Any One Buying?

HFWR said:
To put pressure on INTC?

Ding ding ding!

Its SOP every year. Do note that many former intel managers now hold one-up positions at Dell. They're pretty chummy, which doesnt keep them from playing the game.

Jim- only problem with renting out fab space is that AMD isnt making a profit in the first place...and now they have to pay someone for manufacturing their products too?

We lose money on every sale, but make it up in the volume?

Plus AMD's track record on getting fabs built quickly and having them turn out quality product at high enough yields in their first years run is awful. Look at the Dresden miasma.

This is Intels forte. Manufacturing and reliability. Nobody can come within a country mile of them when it comes to banging together a fab and knocking out quality product from day one at the lowest cost.

Sure, the technology isnt as good right now and they're into way too many distracting things. Thats what I suspect Otellini will fix. These "problems" started 5 years ago on Barretts watch.
 
Yeah, I was just about to say "and the problem with that is...".


Before you jump the gun and laugh, consider this. While you're getting far faster and far cheaper products more quickly, a long, long time ago (about 10 years and before) and in a galaxy far, far away (somewhere in the san francisco south bay), processors came with highly optimized development tools, software makers turned out reasonably well optimized code, and a lot of the hardware niceties of the processor were actually well used by the software makers.

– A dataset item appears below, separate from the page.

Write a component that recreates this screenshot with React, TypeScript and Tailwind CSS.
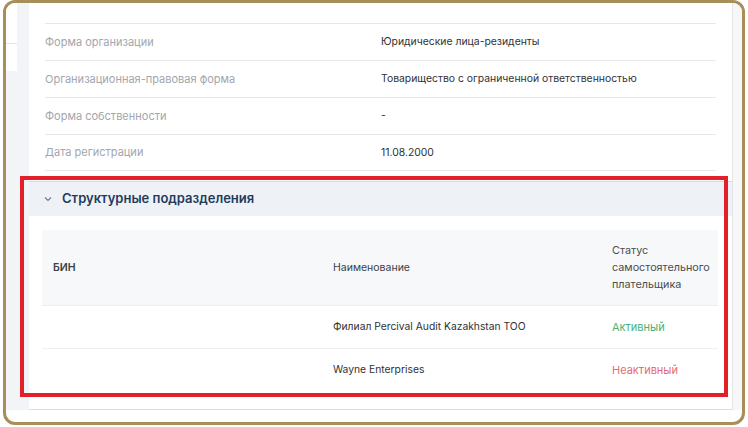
import React from "react";

const info = [
  { label: "Форма организации", value: "Юридические лица-резиденты" },
  { label: "Организационная-правовая форма", value: "Товарищество с ограниченной ответственностью" },
  { label: "Форма собственности", value: "-" },
  { label: "Дата регистрации", value: "11.08.2000" },
];

const branches = [
  { bin: "", name: "Филиал Percival Audit Kazakhstan TOO", status: "Активный", active: true },
  { bin: "", name: "Wayne Enterprises", status: "Неактивный", active: false },
];

export default function App() {
  return (
    <div className="relative w-[748px] h-[427px] bg-white font-['Inter','Noto_Sans',sans-serif] overflow-hidden">
      <div className="ml-[3px] w-[742px] h-[425px] border-[3px] border-[#a68f58] rounded-[12px] overflow-hidden flex bg-white">
        {/* left sidebar strip */}
        <div className="w-[23px] flex flex-col h-[407px]">
          <div className="flex flex-1">
            <div className="w-[11px] flex flex-col">
              <div className="h-[68px] bg-white flex flex-col">
                <div className="h-[40px]" />
                <div className="h-px bg-[#e3e5ea]" />
              </div>
              <div className="flex-1 bg-[#f3f4f8]" />
            </div>
            <div className="flex-1 bg-[#f3f4f8]" />
          </div>
        </div>

        {/* main card */}
        <div className="w-[703px] flex flex-col">
          <div className="h-[407px] bg-white border-b border-[#dcdde1] flex flex-col">
            <div className="h-[20px]" />
            <div className="px-[16px]">
              {info.map((r, i) => (
                <div
                  key={r.label}
                  className={`grid grid-cols-[336px_1fr] items-center h-[37px] border-t border-[#e6e7ea] ${i === info.length - 1 ? "border-b" : ""}`}
                >
                  <span className="text-[11px] text-[#a2a6ad]">{r.label}</span>
                  <span className="text-[10.4px] text-[#2f3237]">{r.value}</span>
                </div>
              ))}
            </div>

            <div className="mt-[10px] h-[35px] bg-[#eef2f6] border-t border-[#c9e6c0] flex items-center pl-[14px] gap-[10px]">
              <svg width="8" height="6" viewBox="0 0 8 6" className="ml-px">
                <polyline points="1,1.5 4,4.5 7,1.5" fill="none" stroke="#6c7f96" strokeWidth="1.2" />
              </svg>
              <span className="text-[13px] font-semibold text-[#1f3b5c]">Структурные подразделения</span>
            </div>

            <div className="pl-[13px] pr-[14px] pt-[14px]">
              <div className="grid grid-cols-[280px_279px_1fr] text-[10.5px]">
                <div className="contents">
                  <div className="bg-[#f7f8f9] h-[75px] flex items-center pl-[11px] font-semibold text-[#3c3f44]">БИН</div>
                  <div className="bg-[#f7f8f9] h-[75px] flex items-center pl-[11px] text-[#3c3f44]">Наименование</div>
                  <div className="bg-[#f7f8f9] h-[75px] flex items-center pl-[11px] text-[#4a4d52] leading-[17px] text-[10.8px]">
                    Статус
                    <br />
                    самостоятельного
                    <br />
                    плательщика
                  </div>
                </div>
                {branches.map((b) => (
                  <div key={b.name} className="contents">
                    <div className="h-[43px] border-t border-[#eeeff1] flex items-center pl-[11px] text-[#2f3237]">{b.bin}</div>
                    <div className="h-[43px] border-t border-[#eeeff1] flex items-center pl-[11px] text-[10.3px] text-[#2f3237]">{b.name}</div>
                    <div
                      className={`h-[43px] border-t border-[#eeeff1] flex items-center pl-[11px] text-[11px] ${b.active ? "text-[#49b27a]" : "text-[#e46b78]"}`}
                    >
                      {b.status}
                    </div>
                  </div>
                ))}
              </div>
            </div>
          </div>
          <div className="flex-1 bg-white" />
        </div>

        {/* right strip */}
        <div className="flex-1 bg-[#f7f7f9] border-l border-[#e4e5e8] h-[407px]" />
      </div>

      {/* annotation highlight */}
      <div className="absolute left-[20px] top-[176px] w-[708px] h-[221px] border-[4px] border-[#e2202a] pointer-events-none" />
    </div>
  );
}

Now, the software folks just throw a gob of code, knowing that next years processors will run it almost half as fast as the old cpu ran the last version of the OS. The special features of the processors like multimedia instructions, faster math options and so forth are very poorly used due to their multiplicity, compatibility issues and so forth.

The processor makers simply arent making enough money and dont have enough product life cycle time to have the software really ready and able to take advantage of the hardware before the product is already "old news".

So in many ways, you can blame your crappy bloatware operating systems, office suites and the like on your cheap processor.

Note that the apple folks that toot their horns over the perceived superior stability and performance of their platforms enjoyed a slow and steady release of processor platforms, speeds and capabilities with very little cpu architectural change, aside from that little 68k to powerpc fiasco.

This, like a lot of other things, bears a lot of thought...its not as simple as it looks on the surface.